You know something different is about to happen the moment you walk into the Malthouse Tower Theatre. Phillip Adams, the artistic director and performer of THUMB: A Performance In Progress, sits just to the right of a precariously stacked mountain of polystyrene boxes that lie towards the middle of the room, and carefully watches everyone as they take their seat in one of only twelve chairs available.
Eventually, he stands, and singles out one man in the audience.
‘How tall are you?’
‘171cm.’
‘I would like to use you in my show. Please take off your shoes.’
He repeats this strange interaction four more times, and when he has finally amassed his team of five tall, nervous participants (which, as it happened, included my friend), he directs them all to sit in the five seats set up directly in front of the white artificial mountain, each with their back to us.
THUMB is Adams’ first solo theatre work, and explores the psychology of scale. The piece is split into two sections – first exploring the gigantic and then the miniature – and involves both installation and performance. Taking its name from the classic tale of Tom Thumb, THUMB was inspired by the size changing themes of 1950s and 1960s cinema, and features a number of the iconic sounds and scenes from films including The Incredible Shrinking Man and Troll Hunters. The piece is highly participatory, with the five ‘performers’ undergoing hypnosis in the first half hour. Yes, hypnosis.
Things get weird once the participants are put into a trance. The participants are each fitted with a construction hat featuring a large magnifying glass, at which time Adams undergoes his first costume change of the night. He disappears behind the polystyrene stack, which we, and the participants, are told is really a snow capped peak, and reemerges over the back of the mountain dressed in some sort of shiny, silver outfit, complete with a terrifying silver mask reminiscent of the Sandman from Batman Begins. While to the audience, the scene looks comical, you can imagine in the eyes of the hypnotized, who are observing the scene through a magnifying lens, the sight of this yeti-ish creature climbing down to them from this snowy peak would be somewhat disconcerting.
Things get even weirder when Adams decides he hates the mountain he’s built, and sets about breaking it down, throwing box after box at his poor, cowering subjects, all to the sound of a fast tempo score.

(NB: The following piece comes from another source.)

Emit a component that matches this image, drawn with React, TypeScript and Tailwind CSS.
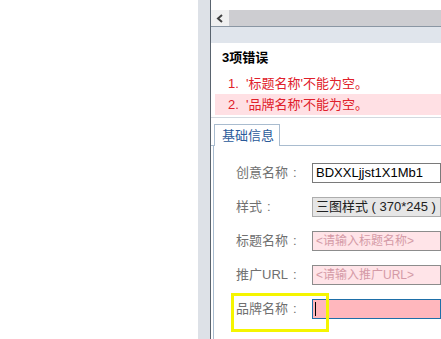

The production continues in this exploration of the surreal, and features yet one more costume and character change by Adams. When it finishes, you are left not knowing exactly what to think or feel. As a member of the audience, the whole thing seemed utterly bizarre. Fascinating, yes, but completely incomprehensible. However, when I spoke to my friend after she was released from her role, I was given insight into the other side of the performance. For her, everything had seemed real. She had been overcome by genuine fear at the site of the ‘avalanche’, and had been confronted with memories from her past she hadn’t recalled in years.
Her experience had been something entirely different to mine, and of the two of us, only she had truly experienced the scale-shifting perception that was at the heart of Adams’ piece. Regardless, it was an intriguing dramatization of how small we are in comparison to our ever expanding world.